- _REQUIREMENTS_
Copy all lines below containing "components".

- _INFORMATION PROVIDED_
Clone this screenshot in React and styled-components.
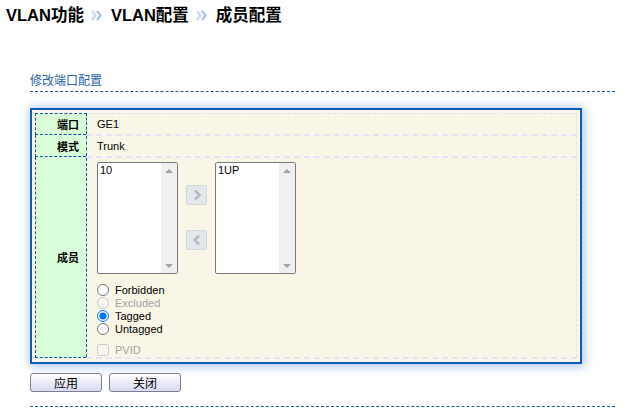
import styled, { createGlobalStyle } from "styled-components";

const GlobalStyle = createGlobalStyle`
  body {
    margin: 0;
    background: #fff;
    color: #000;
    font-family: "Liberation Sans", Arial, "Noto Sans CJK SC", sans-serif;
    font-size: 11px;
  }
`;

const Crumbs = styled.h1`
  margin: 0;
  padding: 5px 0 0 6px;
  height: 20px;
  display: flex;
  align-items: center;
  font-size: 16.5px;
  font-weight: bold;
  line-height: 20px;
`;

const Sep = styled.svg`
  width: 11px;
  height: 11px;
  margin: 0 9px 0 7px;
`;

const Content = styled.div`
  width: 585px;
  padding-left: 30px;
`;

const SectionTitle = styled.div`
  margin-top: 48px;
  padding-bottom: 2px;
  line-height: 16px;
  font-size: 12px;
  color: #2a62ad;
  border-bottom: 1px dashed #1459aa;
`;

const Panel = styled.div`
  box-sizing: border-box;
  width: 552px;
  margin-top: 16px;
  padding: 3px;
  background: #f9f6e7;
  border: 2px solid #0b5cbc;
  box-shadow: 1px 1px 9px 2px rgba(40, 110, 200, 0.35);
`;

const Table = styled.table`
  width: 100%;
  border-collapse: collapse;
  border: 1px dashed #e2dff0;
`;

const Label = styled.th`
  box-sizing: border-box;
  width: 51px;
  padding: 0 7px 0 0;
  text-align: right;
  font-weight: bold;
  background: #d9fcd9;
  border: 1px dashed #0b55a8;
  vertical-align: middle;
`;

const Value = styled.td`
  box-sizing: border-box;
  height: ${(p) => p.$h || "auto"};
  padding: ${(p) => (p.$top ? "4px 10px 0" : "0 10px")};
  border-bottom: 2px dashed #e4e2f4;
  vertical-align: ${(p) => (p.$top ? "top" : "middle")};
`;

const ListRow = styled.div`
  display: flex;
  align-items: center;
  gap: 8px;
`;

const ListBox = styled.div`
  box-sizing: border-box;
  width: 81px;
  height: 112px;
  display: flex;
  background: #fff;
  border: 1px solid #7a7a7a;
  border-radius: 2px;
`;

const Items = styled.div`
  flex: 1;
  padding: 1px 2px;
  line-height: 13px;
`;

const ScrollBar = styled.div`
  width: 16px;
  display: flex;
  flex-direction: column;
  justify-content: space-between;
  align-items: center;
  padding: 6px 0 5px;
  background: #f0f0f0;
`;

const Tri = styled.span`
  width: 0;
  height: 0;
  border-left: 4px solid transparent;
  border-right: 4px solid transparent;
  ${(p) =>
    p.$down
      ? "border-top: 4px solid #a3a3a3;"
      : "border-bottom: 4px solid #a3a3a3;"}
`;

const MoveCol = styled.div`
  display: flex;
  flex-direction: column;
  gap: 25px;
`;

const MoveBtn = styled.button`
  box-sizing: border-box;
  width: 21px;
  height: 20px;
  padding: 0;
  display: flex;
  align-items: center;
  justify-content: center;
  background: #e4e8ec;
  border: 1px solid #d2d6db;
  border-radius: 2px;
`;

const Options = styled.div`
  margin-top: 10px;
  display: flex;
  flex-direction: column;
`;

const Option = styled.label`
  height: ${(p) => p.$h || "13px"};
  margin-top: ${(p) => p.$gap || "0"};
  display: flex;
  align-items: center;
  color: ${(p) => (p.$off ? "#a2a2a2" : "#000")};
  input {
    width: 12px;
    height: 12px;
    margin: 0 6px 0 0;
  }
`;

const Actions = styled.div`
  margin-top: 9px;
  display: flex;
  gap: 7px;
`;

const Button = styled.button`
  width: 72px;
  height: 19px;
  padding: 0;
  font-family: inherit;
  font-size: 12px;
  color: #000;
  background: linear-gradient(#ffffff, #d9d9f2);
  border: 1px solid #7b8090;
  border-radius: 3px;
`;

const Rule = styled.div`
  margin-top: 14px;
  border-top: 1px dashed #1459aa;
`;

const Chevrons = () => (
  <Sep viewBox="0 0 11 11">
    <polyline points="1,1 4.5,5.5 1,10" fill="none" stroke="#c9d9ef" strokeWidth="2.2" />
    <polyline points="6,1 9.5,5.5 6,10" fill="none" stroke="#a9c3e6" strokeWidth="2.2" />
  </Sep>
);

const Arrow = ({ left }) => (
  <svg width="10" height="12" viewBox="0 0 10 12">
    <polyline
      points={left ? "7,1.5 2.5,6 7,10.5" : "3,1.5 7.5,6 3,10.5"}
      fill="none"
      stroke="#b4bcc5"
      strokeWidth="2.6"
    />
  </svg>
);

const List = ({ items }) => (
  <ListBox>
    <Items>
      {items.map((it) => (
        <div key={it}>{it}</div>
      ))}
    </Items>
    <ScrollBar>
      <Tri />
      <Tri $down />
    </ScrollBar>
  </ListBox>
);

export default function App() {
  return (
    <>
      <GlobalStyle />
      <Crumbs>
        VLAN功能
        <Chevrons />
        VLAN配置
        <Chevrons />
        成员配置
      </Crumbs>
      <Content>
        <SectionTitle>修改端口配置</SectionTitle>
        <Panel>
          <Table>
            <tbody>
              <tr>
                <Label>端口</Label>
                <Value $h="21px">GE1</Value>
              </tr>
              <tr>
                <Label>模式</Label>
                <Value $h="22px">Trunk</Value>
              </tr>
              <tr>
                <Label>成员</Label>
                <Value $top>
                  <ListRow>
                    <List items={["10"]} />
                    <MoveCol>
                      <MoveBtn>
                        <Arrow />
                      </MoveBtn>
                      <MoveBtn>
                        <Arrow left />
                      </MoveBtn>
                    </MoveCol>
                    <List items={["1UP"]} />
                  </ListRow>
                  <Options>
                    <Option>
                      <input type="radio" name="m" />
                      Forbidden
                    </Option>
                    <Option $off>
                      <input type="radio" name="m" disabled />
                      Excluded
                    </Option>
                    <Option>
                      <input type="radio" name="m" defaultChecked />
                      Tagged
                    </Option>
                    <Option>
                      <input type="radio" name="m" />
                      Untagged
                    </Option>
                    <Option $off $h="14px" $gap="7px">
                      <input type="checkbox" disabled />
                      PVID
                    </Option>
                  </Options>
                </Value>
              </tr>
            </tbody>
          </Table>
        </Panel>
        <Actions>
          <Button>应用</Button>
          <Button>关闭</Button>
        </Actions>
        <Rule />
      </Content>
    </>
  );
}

- _EXERCISE ANSWER_
Clone this screenshot in React and styled-components.
import styled, { createGlobalStyle } from "styled-components";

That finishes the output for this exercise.